[THE EXERCISE] Repeat each line exactly as it is written.

[RECORDS FOR THE EXERCISE]
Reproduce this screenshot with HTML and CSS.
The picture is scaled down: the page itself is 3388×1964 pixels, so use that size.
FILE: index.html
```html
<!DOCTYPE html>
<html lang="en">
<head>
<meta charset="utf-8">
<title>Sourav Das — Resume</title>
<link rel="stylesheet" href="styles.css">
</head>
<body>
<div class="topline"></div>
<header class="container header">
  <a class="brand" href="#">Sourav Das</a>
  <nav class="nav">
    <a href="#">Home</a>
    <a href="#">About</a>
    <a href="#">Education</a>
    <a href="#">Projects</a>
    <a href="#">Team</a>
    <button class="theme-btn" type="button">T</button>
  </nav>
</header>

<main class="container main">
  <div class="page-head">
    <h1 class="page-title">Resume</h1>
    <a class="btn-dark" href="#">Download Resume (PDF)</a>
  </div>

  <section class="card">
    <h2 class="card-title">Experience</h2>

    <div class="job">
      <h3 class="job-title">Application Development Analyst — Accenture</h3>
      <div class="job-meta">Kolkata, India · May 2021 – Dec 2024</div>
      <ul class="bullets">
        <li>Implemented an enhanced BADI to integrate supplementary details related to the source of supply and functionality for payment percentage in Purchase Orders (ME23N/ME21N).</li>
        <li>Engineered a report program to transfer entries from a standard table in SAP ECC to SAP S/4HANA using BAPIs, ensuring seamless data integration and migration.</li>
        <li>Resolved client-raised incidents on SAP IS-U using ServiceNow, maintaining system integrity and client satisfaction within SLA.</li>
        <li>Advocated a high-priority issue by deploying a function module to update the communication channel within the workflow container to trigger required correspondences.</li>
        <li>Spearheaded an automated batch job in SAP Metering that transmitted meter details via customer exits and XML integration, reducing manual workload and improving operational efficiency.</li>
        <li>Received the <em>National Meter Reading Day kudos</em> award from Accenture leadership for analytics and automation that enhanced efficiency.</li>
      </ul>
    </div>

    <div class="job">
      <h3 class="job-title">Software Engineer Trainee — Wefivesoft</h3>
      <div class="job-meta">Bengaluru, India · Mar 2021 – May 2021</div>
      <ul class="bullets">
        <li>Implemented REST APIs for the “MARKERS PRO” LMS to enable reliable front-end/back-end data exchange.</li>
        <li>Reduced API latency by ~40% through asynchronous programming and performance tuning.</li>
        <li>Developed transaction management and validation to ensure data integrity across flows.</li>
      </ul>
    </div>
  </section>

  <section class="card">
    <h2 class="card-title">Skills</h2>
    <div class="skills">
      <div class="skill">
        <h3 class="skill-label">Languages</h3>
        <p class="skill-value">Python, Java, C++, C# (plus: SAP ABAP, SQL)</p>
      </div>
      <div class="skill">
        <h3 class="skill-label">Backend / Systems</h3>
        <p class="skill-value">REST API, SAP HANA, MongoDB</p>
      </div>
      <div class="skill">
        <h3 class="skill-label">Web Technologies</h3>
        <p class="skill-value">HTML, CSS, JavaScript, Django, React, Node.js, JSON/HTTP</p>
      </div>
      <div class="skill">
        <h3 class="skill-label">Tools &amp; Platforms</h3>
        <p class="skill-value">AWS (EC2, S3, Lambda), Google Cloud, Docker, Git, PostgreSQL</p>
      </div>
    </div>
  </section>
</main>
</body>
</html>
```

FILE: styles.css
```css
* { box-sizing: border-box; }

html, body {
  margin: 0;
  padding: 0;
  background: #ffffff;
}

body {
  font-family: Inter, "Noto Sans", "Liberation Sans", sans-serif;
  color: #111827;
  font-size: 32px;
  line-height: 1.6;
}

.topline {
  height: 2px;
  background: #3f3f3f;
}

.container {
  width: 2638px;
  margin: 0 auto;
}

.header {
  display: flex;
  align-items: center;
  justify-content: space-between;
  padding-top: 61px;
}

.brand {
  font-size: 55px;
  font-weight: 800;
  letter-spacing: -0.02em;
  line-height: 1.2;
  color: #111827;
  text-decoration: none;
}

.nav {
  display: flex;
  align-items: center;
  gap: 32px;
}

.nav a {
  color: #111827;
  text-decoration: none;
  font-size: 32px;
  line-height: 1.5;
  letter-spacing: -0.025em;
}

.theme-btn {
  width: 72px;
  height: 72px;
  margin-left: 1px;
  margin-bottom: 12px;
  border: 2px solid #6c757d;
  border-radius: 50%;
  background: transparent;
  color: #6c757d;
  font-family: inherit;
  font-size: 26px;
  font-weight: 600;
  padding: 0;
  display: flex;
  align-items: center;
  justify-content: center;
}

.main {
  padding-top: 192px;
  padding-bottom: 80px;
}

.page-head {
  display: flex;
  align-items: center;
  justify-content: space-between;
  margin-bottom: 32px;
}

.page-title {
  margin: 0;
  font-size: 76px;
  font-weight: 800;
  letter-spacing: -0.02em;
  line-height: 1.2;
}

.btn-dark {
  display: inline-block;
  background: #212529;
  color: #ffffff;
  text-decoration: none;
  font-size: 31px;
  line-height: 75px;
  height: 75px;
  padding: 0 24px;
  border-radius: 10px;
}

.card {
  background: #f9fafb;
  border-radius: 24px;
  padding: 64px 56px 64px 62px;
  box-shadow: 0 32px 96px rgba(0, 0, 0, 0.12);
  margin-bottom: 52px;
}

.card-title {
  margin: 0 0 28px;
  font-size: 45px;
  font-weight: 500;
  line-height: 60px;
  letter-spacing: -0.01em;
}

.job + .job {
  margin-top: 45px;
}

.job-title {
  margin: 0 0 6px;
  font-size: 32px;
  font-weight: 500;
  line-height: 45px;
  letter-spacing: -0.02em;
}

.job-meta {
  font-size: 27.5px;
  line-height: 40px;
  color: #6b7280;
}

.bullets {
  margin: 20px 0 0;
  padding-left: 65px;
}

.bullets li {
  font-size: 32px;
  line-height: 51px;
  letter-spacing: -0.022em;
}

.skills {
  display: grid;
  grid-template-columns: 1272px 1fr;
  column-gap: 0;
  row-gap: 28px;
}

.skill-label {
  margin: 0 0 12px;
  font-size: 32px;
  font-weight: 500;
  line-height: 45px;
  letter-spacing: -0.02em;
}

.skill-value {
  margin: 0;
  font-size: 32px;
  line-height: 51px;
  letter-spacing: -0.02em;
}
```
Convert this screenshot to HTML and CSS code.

[RESPONSE TO THIS TASK]
Reproduce this screenshot with HTML and CSS.
The picture is scaled down: the page itself is 3388×1964 pixels, so use that size.
FILE: index.html
```html
<!DOCTYPE html>
<html lang="en">
<head>
<meta charset="utf-8">
<title>Sourav Das — Resume</title>
<link rel="stylesheet" href="styles.css">
</head>
<body>
<div class="topline"></div>
<header class="container header">
  <a class="brand" href="#">Sourav Das</a>
  <nav class="nav">
    <a href="#">Home</a>
    <a href="#">About</a>
    <a href="#">Education</a>
    <a href="#">Projects</a>
    <a href="#">Team</a>
    <button class="theme-btn" type="button">T</button>
  </nav>
</header>

<main class="container main">
  <div class="page-head">
    <h1 class="page-title">Resume</h1>
    <a class="btn-dark" href="#">Download Resume (PDF)</a>
  </div>

  <section class="card">
    <h2 class="card-title">Experience</h2>

    <div class="job">
      <h3 class="job-title">Application Development Analyst — Accenture</h3>
      <div class="job-meta">Kolkata, India · May 2021 – Dec 2024</div>
      <ul class="bullets">
        <li>Implemented an enhanced BADI to integrate supplementary details related to the source of supply and functionality for payment percentage in Purchase Orders (ME23N/ME21N).</li>
        <li>Engineered a report program to transfer entries from a standard table in SAP ECC to SAP S/4HANA using BAPIs, ensuring seamless data integration and migration.</li>
        <li>Resolved client-raised incidents on SAP IS-U using ServiceNow, maintaining system integrity and client satisfaction within SLA.</li>
        <li>Advocated a high-priority issue by deploying a function module to update the communication channel within the workflow container to trigger required correspondences.</li>
        <li>Spearheaded an automated batch job in SAP Metering that transmitted meter details via customer exits and XML integration, reducing manual workload and improving operational efficiency.</li>
        <li>Received the <em>National Meter Reading Day kudos</em> award from Accenture leadership for analytics and automation that enhanced efficiency.</li>
      </ul>
    </div>

    <div class="job">
      <h3 class="job-title">Software Engineer Trainee — Wefivesoft</h3>
      <div class="job-meta">Bengaluru, India · Mar 2021 – May 2021</div>
      <ul class="bullets">
        <li>Implemented REST APIs for the “MARKERS PRO” LMS to enable reliable front-end/back-end data exchange.</li>
        <li>Reduced API latency by ~40% through asynchronous programming and performance tuning.</li>
        <li>Developed transaction management and validation to ensure data integrity across flows.</li>
      </ul>
    </div>
  </section>

  <section class="card">
    <h2 class="card-title">Skills</h2>
    <div class="skills">
      <div class="skill">
        <h3 class="skill-label">Languages</h3>
        <p class="skill-value">Python, Java, C++, C# (plus: SAP ABAP, SQL)</p>
      </div>
      <div class="skill">
        <h3 class="skill-label">Backend / Systems</h3>
        <p class="skill-value">REST API, SAP HANA, MongoDB</p>
      </div>
      <div class="skill">
        <h3 class="skill-label">Web Technologies</h3>
        <p class="skill-value">HTML, CSS, JavaScript, Django, React, Node.js, JSON/HTTP</p>
      </div>
      <div class="skill">
        <h3 class="skill-label">Tools &amp; Platforms</h3>
        <p class="skill-value">AWS (EC2, S3, Lambda), Google Cloud, Docker, Git, PostgreSQL</p>
      </div>
    </div>
  </section>
</main>
</body>
</html>
```

FILE: styles.css
```css
* { box-sizing: border-box; }

html, body {
  margin: 0;
  padding: 0;
  background: #ffffff;
}

body {
  font-family: Inter, "Noto Sans", "Liberation Sans", sans-serif;
  color: #111827;
  font-size: 32px;
  line-height: 1.6;
}

.topline {
  height: 2px;
  background: #3f3f3f;
}

.container {
  width: 2638px;
  margin: 0 auto;
}

.header {
  display: flex;
  align-items: center;
  justify-content: space-between;
  padding-top: 61px;
}

.brand {
  font-size: 55px;
  font-weight: 800;
  letter-spacing: -0.02em;
  line-height: 1.2;
  color: #111827;
  text-decoration: none;
}

.nav {
  display: flex;
  align-items: center;
  gap: 32px;
}

.nav a {
  color: #111827;
  text-decoration: none;
  font-size: 32px;
  line-height: 1.5;
  letter-spacing: -0.025em;
}

.theme-btn {
  width: 72px;
  height: 72px;
  margin-left: 1px;
  margin-bottom: 12px;
  border: 2px solid #6c757d;
  border-radius: 50%;
  background: transparent;
  color: #6c757d;
  font-family: inherit;
  font-size: 26px;
  font-weight: 600;
  padding: 0;
  display: flex;
  align-items: center;
  justify-content: center;
}

.main {
  padding-top: 192px;
  padding-bottom: 80px;
}

.page-head {
  display: flex;
  align-items: center;
  justify-content: space-between;
  margin-bottom: 32px;
}

.page-title {
  margin: 0;
  font-size: 76px;
  font-weight: 800;
  letter-spacing: -0.02em;
  line-height: 1.2;
}

.btn-dark {
  display: inline-block;
  background: #212529;
  color: #ffffff;
  text-decoration: none;
  font-size: 31px;
  line-height: 75px;
  height: 75px;
  padding: 0 24px;
  border-radius: 10px;
}

.card {
  background: #f9fafb;
  border-radius: 24px;
  padding: 64px 56px 64px 62px;
  box-shadow: 0 32px 96px rgba(0, 0, 0, 0.12);
  margin-bottom: 52px;
}

.card-title {
  margin: 0 0 28px;
  font-size: 45px;
  font-weight: 500;
  line-height: 60px;
  letter-spacing: -0.01em;
}

.job + .job {
  margin-top: 45px;
}

.job-title {
  margin: 0 0 6px;
  font-size: 32px;
  font-weight: 500;
  line-height: 45px;
  letter-spacing: -0.02em;
}

.job-meta {
  font-size: 27.5px;
  line-height: 40px;
  color: #6b7280;
}

.bullets {
  margin: 20px 0 0;
  padding-left: 65px;
}

.bullets li {
  font-size: 32px;
  line-height: 51px;
  letter-spacing: -0.022em;
}

.skills {
  display: grid;
  grid-template-columns: 1272px 1fr;
  column-gap: 0;
  row-gap: 28px;
}

.skill-label {
  margin: 0 0 12px;
  font-size: 32px;
  font-weight: 500;
  line-height: 45px;
  letter-spacing: -0.02em;
}

.skill-value {
  margin: 0;
  font-size: 32px;
  line-height: 51px;
  letter-spacing: -0.02em;
}
```
Convert this screenshot to HTML and CSS code.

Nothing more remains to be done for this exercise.